What To Do With All The Paper?

Overwhelmed!Feeling overwhelmed at times by all the paper in your life? Loan documents, social security documents, health documents, mortgage documents, real estate purchase documents, bank statements, credit card statements, investment records, wills and power of attorney, purchase records, business records, birth certificates, passports, military records, marriage and/or divorce papers, and the list goes on. Oh yes, let us not forget all our tax documents!

The question remains what to do with all these documents: where to store them, how to organize them, and lastly how long to keep them. Well, here are a few suggestions.

First of all, gather all your documents and divide them into groups similar to those outlined below.

 

1. Originals that you must keep but rarely access.

This group might include military records, marriage/divorce certificate, older educational records, citizen ship documents, various legal documents, etc.

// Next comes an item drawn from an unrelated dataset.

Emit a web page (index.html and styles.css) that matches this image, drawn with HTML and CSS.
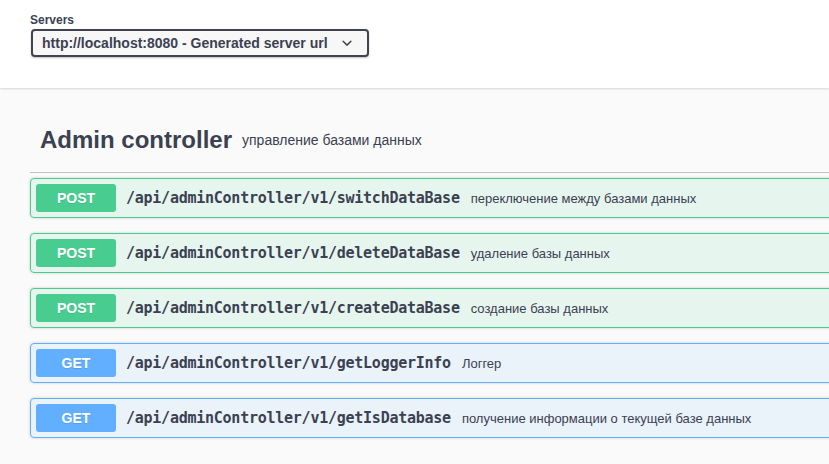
FILE: index.html
```html
<!DOCTYPE html>
<html lang="ru">
<head>
<meta charset="utf-8">
<title>Swagger UI</title>
<link rel="stylesheet" href="styles.css">
</head>
<body>
<section class="scheme-container">
  <div class="wrapper">
    <div class="servers">
      <span class="servers-title">Servers</span>
      <div class="select">
        <span class="select-text">http://localhost:8080 - Generated server url</span>
        <svg class="chevron" viewBox="0 0 20 20" width="20" height="20"><path d="M13.418 7.859a.695.695 0 0 1 .978 0 .68.68 0 0 1 0 .969l-3.908 3.83a.697.697 0 0 1-.979 0l-3.908-3.830a.68.68 0 0 1 0-.969.695.695 0 0 1 .978 0L10 11l3.418-3.141z" fill="#3b4151"/></svg>
      </div>
    </div>
  </div>
</section>
<main class="wrapper ops">
  <h3 class="opblock-tag">
    <span class="tag-name">Admin controller</span>
    <small class="tag-desc">управление базами данных</small>
  </h3>
  <div class="opblock post">
    <span class="method">POST</span>
    <span class="path">/api/adminController/v1/switchDataBase</span>
    <span class="desc">переключение между базами данных</span>
  </div>
  <div class="opblock post">
    <span class="method">POST</span>
    <span class="path">/api/adminController/v1/deleteDataBase</span>
    <span class="desc">удаление базы данных</span>
  </div>
  <div class="opblock post">
    <span class="method">POST</span>
    <span class="path">/api/adminController/v1/createDataBase</span>
    <span class="desc">создание базы данных</span>
  </div>
  <div class="opblock get">
    <span class="method">GET</span>
    <span class="path">/api/adminController/v1/getLoggerInfo</span>
    <span class="desc">Логгер</span>
  </div>
  <div class="opblock get">
    <span class="method">GET</span>
    <span class="path">/api/adminController/v1/getIsDatabase</span>
    <span class="desc">получение информации о текущей базе данных</span>
  </div>
</main>
</body>
</html>
```

FILE: styles.css
```css
html, body {
  margin: 0;
  padding: 0;
}
body {
  background: #fafafa;
  font-family: "Liberation Sans", Arial, sans-serif;
  color: #3b4151;
  overflow: hidden;
  width: 829px;
  height: 464px;
}
.wrapper {
  width: 1100px;
  padding: 0 30px;
  box-sizing: content-box;
}
.scheme-container {
  background: #fff;
  height: 88px;
  box-shadow: 0 1px 2px 0 rgba(0, 0, 0, 0.15);
  position: relative;
}
.servers {
  display: flex;
  flex-direction: column;
  align-items: flex-start;
  padding-top: 13px;
}
.servers-title {
  font-size: 12px;
  font-weight: 700;
  line-height: 14px;
  margin-bottom: 2px;
}
.select {
  display: flex;
  align-items: center;
  box-sizing: border-box;
  width: 338px;
  height: 28px;
  margin-left: 1px;
  padding: 0 10px 0 9px;
  border: 2px solid #41444e;
  border-radius: 4px;
  background: #f7f7f7;
  box-shadow: 0 1px 2px 0 rgba(0, 0, 0, 0.25);
}
.select-text {
  font-size: 14px;
  font-weight: 700;
  white-space: nowrap;
}
.chevron {
  margin-left: auto;
  flex: none;
}
.ops {
  padding-top: 19px;
}
.opblock-tag {
  display: flex;
  align-items: center;
  box-sizing: border-box;
  height: 66px;
  margin: 0 0 5px;
  padding: 0 20px 0 10px;
  border-bottom: 1px solid rgba(59, 65, 81, 0.3);
  font-size: 24px;
  font-weight: 700;
}
.tag-name {
  white-space: nowrap;
}
.tag-desc {
  font-size: 14px;
  font-weight: 400;
  padding: 0 10px;
}
.opblock {
  display: flex;
  align-items: center;
  box-sizing: border-box;
  height: 40px;
  margin: 0 0 15px;
  padding: 5px;
  border: 1px solid;
  border-radius: 4px;
  box-shadow: 0 0 3px rgba(0, 0, 0, 0.19);
}
.opblock.post {
  background: rgba(73, 204, 144, 0.1);
  border-color: #49cc90;
}
.opblock.get {
  background: rgba(97, 175, 254, 0.1);
  border-color: #61affe;
}
.method {
  flex: none;
  width: 80px;
  padding: 6px 0;
  line-height: 16px;
  border-radius: 3px;
  color: #fff;
  font-size: 14px;
  font-weight: 700;
  text-align: center;
  text-shadow: 0 1px 0 rgba(0, 0, 0, 0.1);
}
.post .method { background: #49cc90; }
.get .method { background: #61affe; }
.path {
  padding: 0 10px;
  font-family: "DejaVu Sans Mono", "Liberation Mono", monospace;
  font-size: 15px;
  font-weight: 700;
  letter-spacing: -0.25px;
  white-space: nowrap;
}
.desc {
  padding-left: 1px;
  font-size: 13px;
  white-space: nowrap;
}
```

What goes into this group, of course, will vary from person to person. Important here is that you pull out all the documents your rarely need, nonetheless must keep forever, and put them into a safe place.  You might consider renting a safe deposit box at your bank or some other  institution.

 

2. Next are the documents you do access from time to time and must keep.

Hence you might want to keep them a bit closer at hand. Examples of documents in this group include medical directives, health documents, wills, power of attorney papers, etc. In all likeness you will keep most of those documents forever as well. Consider investing and storing those documents in a fire resistant home safe instead of a filing cabinet. This should greatly contribute to their safe keeping.

 

3. Documents you need to access and keep for a certain amount of time.

Investment and Retirement documents form the bulk of this group. Included are your standard 401k/IRA/Retirement documents, other investment account statements, insurance documents, loan documents, real estate related documents (purchase, improvements, sales, etc.). Storing these documents in a filing cabinet at home would be adequate, twice since you access many of those documents on a more frequent basis. The length of time you keep the above documents varies. Most real estate and investment document needs to be retained for at least 7 years after the investment or real property has been sold. When in doubt, check with your tax professional.

 

4. Documents you don’t need to access but need to keep for a certain amount of time – Tax Documents.

Now this can grow into a rather large group. Here we are talking about anything and all that is and has been used as supporting document with your tax returns. Make sure all documents in this group are properly organized and stored in a locking file cabinet.

Most tax documents need to be retained somewhere between three to seven years. But again, check with your tax professional! Retention requirements can vary depending on filing dates and a number of other special situations.

Having organized and stored your important papers in a safe place will ultimately make your life easier in addition to giving you peace of mind!